Written task: Lines holding the string "styles" are the ones to copy; find them all in the data.

______

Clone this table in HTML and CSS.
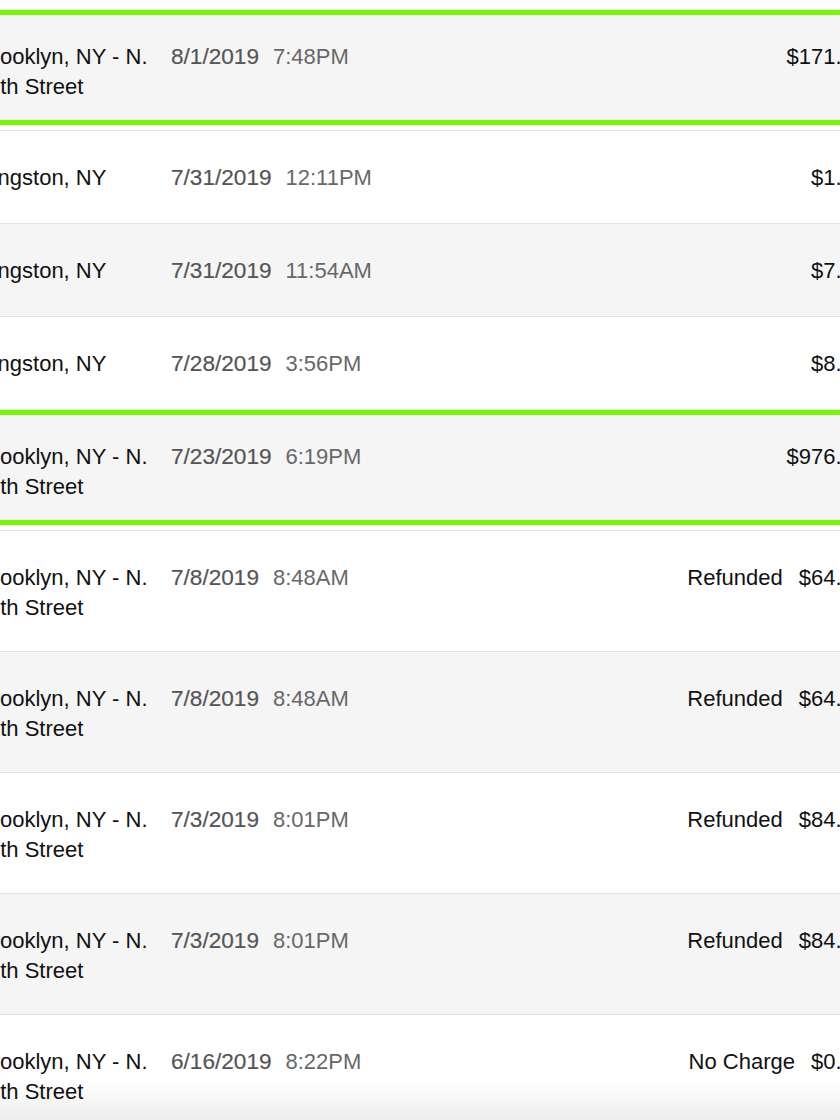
FILE: index.html
```html
<!DOCTYPE html>
<html lang="en">
<head>
<meta charset="utf-8">
<meta name="viewport" content="width=device-width, initial-scale=1.0">
<title>Transactions</title>
<link rel="stylesheet" href="styles.css">
</head>
<body>

<div class="list">
    <div class="spacer"></div>
    <div class="row odd selected">
        <div class="loc">Brooklyn, NY - N. 8th Street</div>
        <div class="when"><span class="date">8/1/2019</span><span class="time">7:48PM</span></div>
        <div class="amount"><span class="price">$171.52</span></div>
    </div>
    <div class="row">
        <div class="loc">Kingston, NY</div>
        <div class="when"><span class="date">7/31/2019</span><span class="time">12:11PM</span></div>
        <div class="amount"><span class="price">$1.05</span></div>
    </div>
    <div class="row odd">
        <div class="loc">Kingston, NY</div>
        <div class="when"><span class="date">7/31/2019</span><span class="time">11:54AM</span></div>
        <div class="amount"><span class="price">$7.80</span></div>
    </div>
    <div class="row">
        <div class="loc">Kingston, NY</div>
        <div class="when"><span class="date">7/28/2019</span><span class="time">3:56PM</span></div>
        <div class="amount"><span class="price">$8.25</span></div>
    </div>
    <div class="row odd selected">
        <div class="loc">Brooklyn, NY - N. 8th Street</div>
        <div class="when"><span class="date">7/23/2019</span><span class="time">6:19PM</span></div>
        <div class="amount"><span class="price">$976.40</span></div>
    </div>
    <div class="row">
        <div class="loc">Brooklyn, NY - N. 8th Street</div>
        <div class="when"><span class="date">7/8/2019</span><span class="time">8:48AM</span></div>
        <div class="amount"><span class="status">Refunded</span><span class="price">$64.13</span></div>
    </div>
    <div class="row odd">
        <div class="loc">Brooklyn, NY - N. 8th Street</div>
        <div class="when"><span class="date">7/8/2019</span><span class="time">8:48AM</span></div>
        <div class="amount"><span class="status">Refunded</span><span class="price">$64.13</span></div>
    </div>
    <div class="row">
        <div class="loc">Brooklyn, NY - N. 8th Street</div>
        <div class="when"><span class="date">7/3/2019</span><span class="time">8:01PM</span></div>
        <div class="amount"><span class="status">Refunded</span><span class="price">$84.60</span></div>
    </div>
    <div class="row odd">
        <div class="loc">Brooklyn, NY - N. 8th Street</div>
        <div class="when"><span class="date">7/3/2019</span><span class="time">8:01PM</span></div>
        <div class="amount"><span class="status">Refunded</span><span class="price">$84.60</span></div>
    </div>
    <div class="row">
        <div class="loc">Brooklyn, NY - N. 8th Street</div>
        <div class="when"><span class="date">6/16/2019</span><span class="time">8:22PM</span></div>
        <div class="amount"><span class="status">No Charge</span><span class="price">$0.00</span></div>
    </div>
</div>
<div class="fade"></div>

</body>
</html>
```

FILE: styles.css
```css
* {
    box-sizing: border-box;
}
html, body {
    margin: 0;
    height: 100%;
    overflow: hidden;
    background-color: white;
}
.list {
    font-family: "Liberation Sans", Arial, Helvetica, sans-serif;
    font-size: 22px;
    line-height: 30px;
    color: #111;
    width: 888px;
    margin-left: -22px;
}
.spacer {
    height: 10px;
}
.row {
    position: relative;
    display: flex;
    align-items: flex-start;
    min-height: 93px;
    padding: 32px 0 28px;
    border-bottom: 1px solid #e3e3e3;
    background-color: white;
}
.row.odd {
    background-color: #f5f5f5;
}
.row.selected {
    background-color: white;
}
.row.selected:before {
    content: "";
    position: absolute;
    left: 0;
    right: 0;
    top: 0;
    bottom: 5px;
    border-top: 5px solid #78f800;
    border-bottom: 5px solid #78f800;
    background-color: #f5f5f5;
}
.loc, .when, .amount {
    position: relative;
}
.loc {
    width: 176px;
    flex-shrink: 0;
    padding-left: 10px;
    text-indent: -10px;
}
.when {
    margin-left: 17px;
    white-space: nowrap;
}
.date {
    font-size: 22.6px;
    color: #555;
    -webkit-text-stroke: 0.2px #555;
    margin-right: 14px;
}
.time {
    color: #686868;
}
.amount {
    margin-left: auto;
    white-space: nowrap;
}
.status {
    margin-right: 16px;
}
.fade {
    position: fixed;
    left: 0;
    right: 0;
    bottom: 0;
    height: 40px;
    background: linear-gradient(to bottom, rgba(0,0,0,0), rgba(0,0,0,0.07));
}
```
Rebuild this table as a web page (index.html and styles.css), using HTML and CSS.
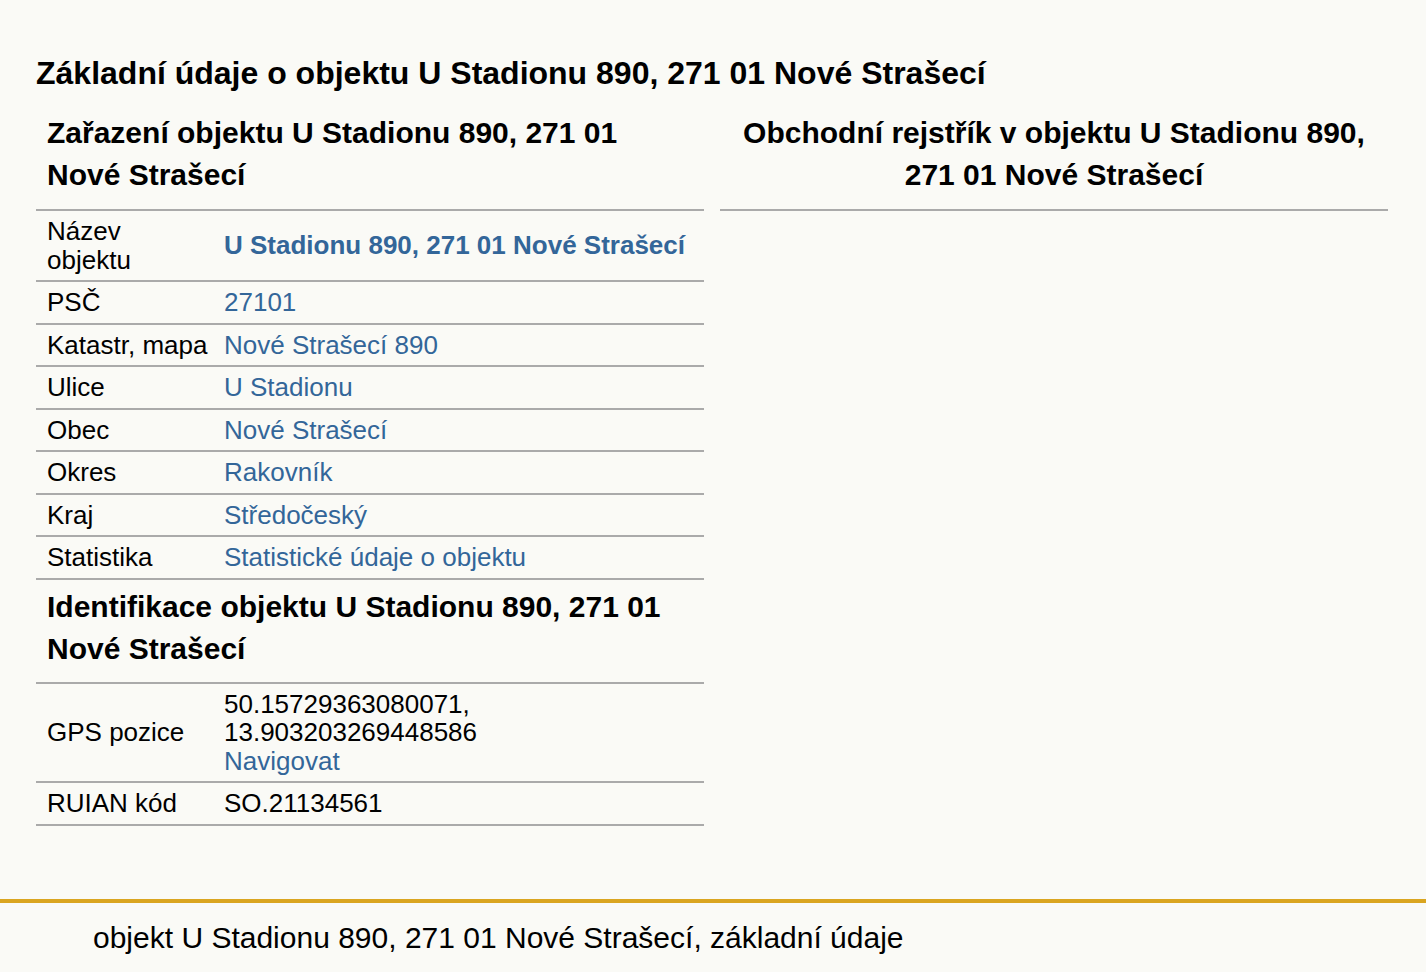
FILE: index.html
```html
<!DOCTYPE html>
<html lang="cs">
<head>
  <meta charset="UTF-8" />
  <title>objekt U Stadionu 890, 271 01 Nové Strašecí</title>
  <link rel="stylesheet" href="styles.css">
</head>
<body>

  <main class="page">
    <h1>Základní údaje o objektu U Stadionu 890, 271 01 Nové Strašecí</h1>

    <div class="columns">
      <section class="col">
        <h2>Zařazení objektu U Stadionu 890, 271 01 Nové Strašecí</h2>
        <table class="info">
          <tr>
            <td class="label">Název objektu</td>
            <td><a href="#" class="strong">U Stadionu 890, 271 01 Nové Strašecí</a></td>
          </tr>
          <tr>
            <td class="label">PSČ</td>
            <td><a href="#">27101</a></td>
          </tr>
          <tr>
            <td class="label">Katastr, mapa</td>
            <td><a href="#">Nové Strašecí 890</a></td>
          </tr>
          <tr>
            <td class="label">Ulice</td>
            <td><a href="#">U Stadionu</a></td>
          </tr>
          <tr>
            <td class="label">Obec</td>
            <td><a href="#">Nové Strašecí</a></td>
          </tr>
          <tr>
            <td class="label">Okres</td>
            <td><a href="#">Rakovník</a></td>
          </tr>
          <tr>
            <td class="label">Kraj</td>
            <td><a href="#">Středočeský</a></td>
          </tr>
          <tr>
            <td class="label">Statistika</td>
            <td><a href="#">Statistické údaje o objektu</a></td>
          </tr>
        </table>

        <h2 class="sub">Identifikace objektu U Stadionu 890, 271 01 Nové Strašecí</h2>
        <table class="info">
          <tr>
            <td class="label">GPS pozice</td>
            <td>50.15729363080071,<br>13.903203269448586<br><a href="#">Navigovat</a></td>
          </tr>
          <tr>
            <td class="label">RUIAN kód</td>
            <td>SO.21134561</td>
          </tr>
        </table>
      </section>

      <section class="col">
        <h2 class="center">Obchodní rejstřík v objektu U Stadionu 890, 271 01 Nové Strašecí</h2>
      </section>
    </div>
  </main>

  <footer class="foot">
    objekt U Stadionu 890, 271 01 Nové Strašecí, základní údaje
  </footer>

</body>
</html>
```

FILE: styles.css
```css
body {
  font-family: "Liberation Sans", Arial, sans-serif;
  margin: 0;
  padding: 0;
  background: #fafaf6;
  color: #000;
}
a {
  color: #336699;
  text-decoration: none;
}
a.strong {
  font-weight: bold;
}

.page {
  padding: 0 38px 0 36px;
}
h1 {
  font-size: 32px;
  line-height: 42px;
  margin: 52px 0 18px;
}

.columns {
  display: grid;
  grid-template-columns: 1fr 1fr;
  gap: 16px;
  align-items: start;
}
.col h2 {
  font-size: 30px;
  line-height: 42px;
  margin: 0;
  padding: 0 11px 13px;
}
.col h2.sub {
  padding: 6px 11px 12px;
}
.col h2.center {
  text-align: center;
  border-bottom: 2px solid #aaa;
}

.info {
  width: 100%;
  table-layout: fixed;
  border-collapse: collapse;
  border-top: 2px solid #aaa;
  font-size: 26px;
  line-height: 28.5px;
}
.info td {
  border-bottom: 2px solid #aaa;
  padding: 6px 0;
  vertical-align: middle;
}
.info td.label {
  box-sizing: border-box;
  width: 188px;
  padding-left: 11px;
  padding-right: 15px;
}

.foot {
  margin-top: 73px;
  border-top: 4px solid #daa520;
  padding: 14px 0 12px 93px;
  font-size: 30px;
  line-height: 42px;
}
```
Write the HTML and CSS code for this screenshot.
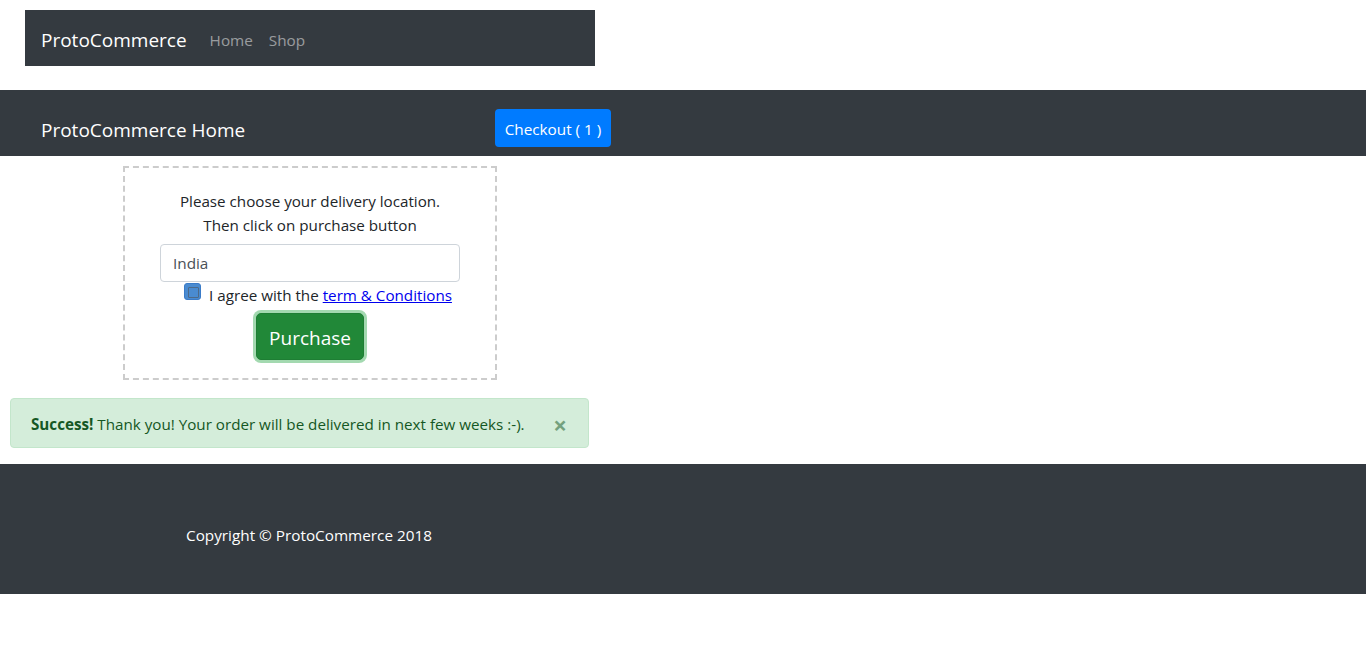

______

Exercise result:
<link rel="stylesheet" href="styles.css">
FILE: styles.css
Rebuild this table as a web page (index.html and styles.css), using HTML and CSS.
  <link rel="stylesheet" href="styles.css">
FILE: styles.css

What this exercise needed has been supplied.